* Begin *
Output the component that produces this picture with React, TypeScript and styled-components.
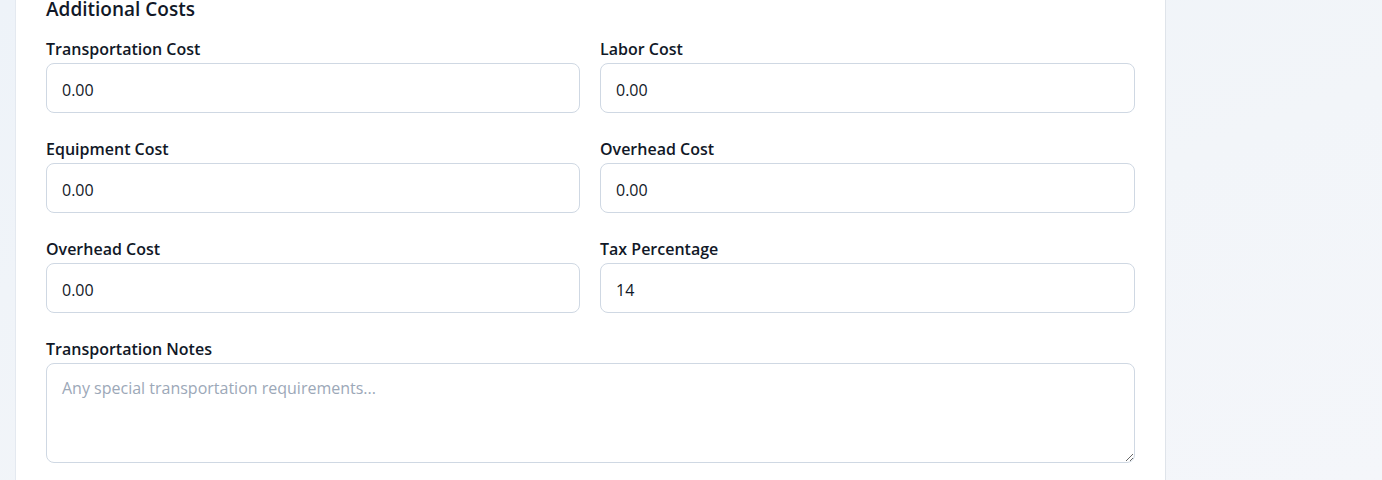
import React from "react";
import styled, { createGlobalStyle } from "styled-components";

const Global = createGlobalStyle`
  html, body { margin: 0; padding: 0; }
  body {
    font-family: "Open Sans", "Noto Sans", sans-serif;
    background: linear-gradient(160deg, #eef3f9 0%, #f2f5f9 60%, #f4f6fa 100%);
    height: 480px;
    overflow: hidden;
  }
`;

const Page = styled.div`
  display: flex;
  height: 480px;
  padding-left: 15px;
`;

const Card = styled.section`
  width: 1151px;
  box-sizing: border-box;
  background: #ffffff;
  border-left: 1px solid #e4e9f0;
  border-right: 1px solid #dfe4ea;
  padding: 0 30px 0 30px;
`;

const Heading = styled.h2`
  margin: -5px 0 0 0;
  font-size: 19px;
  line-height: 28px;
  font-weight: 600;
  color: #111827;
`;

const Grid = styled.div`
  display: grid;
  grid-template-columns: 534px 1fr;
  column-gap: 20px;
  row-gap: 25px;
  margin-top: 15px;
`;

const Field = styled.div<{ $full?: boolean }>`
  display: flex;
  flex-direction: column;
  gap: 3px;
  grid-column: ${(p) => (p.$full ? "1 / -1" : "auto")};
`;

const Label = styled.label`
  font-size: 16px;
  line-height: 22px;
  font-weight: 600;
  color: #111827;
`;

const Input = styled.input`
  box-sizing: border-box;
  height: 50px;
  width: 100%;
  padding: 3px 15px 0 15px;
  border: 1px solid #cfd8e3;
  border-radius: 8px;
  font-family: inherit;
  font-size: 16px;
  color: #111827;
  background: #fff;
  outline: none;
`;

const TextArea = styled.textarea`
  box-sizing: border-box;
  height: 100px;
  width: 100%;
  padding: 12px 15px;
  border: 1px solid #cfd8e3;
  border-radius: 8px;
  font-family: inherit;
  font-size: 16px;
  line-height: 24px;
  color: #111827;
  background: #fff;
  outline: none;
  resize: vertical;
  &::placeholder { color: #9ca8b8; }
`;

const fields: { label: string; value: string }[] = [
  { label: "Transportation Cost", value: "0.00" },
  { label: "Labor Cost", value: "0.00" },
  { label: "Equipment Cost", value: "0.00" },
  { label: "Overhead Cost", value: "0.00" },
  { label: "Overhead Cost", value: "0.00" },
  { label: "Tax Percentage", value: "14" },
];

export default function App() {
  return (
    <>
      <Global />
      <Page>
        <Card>
          <Heading>Additional Costs</Heading>
          <Grid>
            {fields.map((f, i) => (
              <Field key={i}>
                <Label>{f.label}</Label>
                <Input defaultValue={f.value} />
              </Field>
            ))}
            <Field $full>
              <Label>Transportation Notes</Label>
              <TextArea placeholder="Any special transportation requirements..." />
            </Field>
          </Grid>
        </Card>
      </Page>
    </>
  );
}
* End *
• DIRECTION
Return all lines containing the word "styled".

• EXERCISE RESPONSE
Output the component that produces this picture with React, TypeScript and styled-components.
import styled, { createGlobalStyle } from "styled-components";
const Page = styled.div`
const Card = styled.section`
const Heading = styled.h2`
const Grid = styled.div`
const Field = styled.div<{ $full?: boolean }>`
const Label = styled.label`
const Input = styled.input`
const TextArea = styled.textarea`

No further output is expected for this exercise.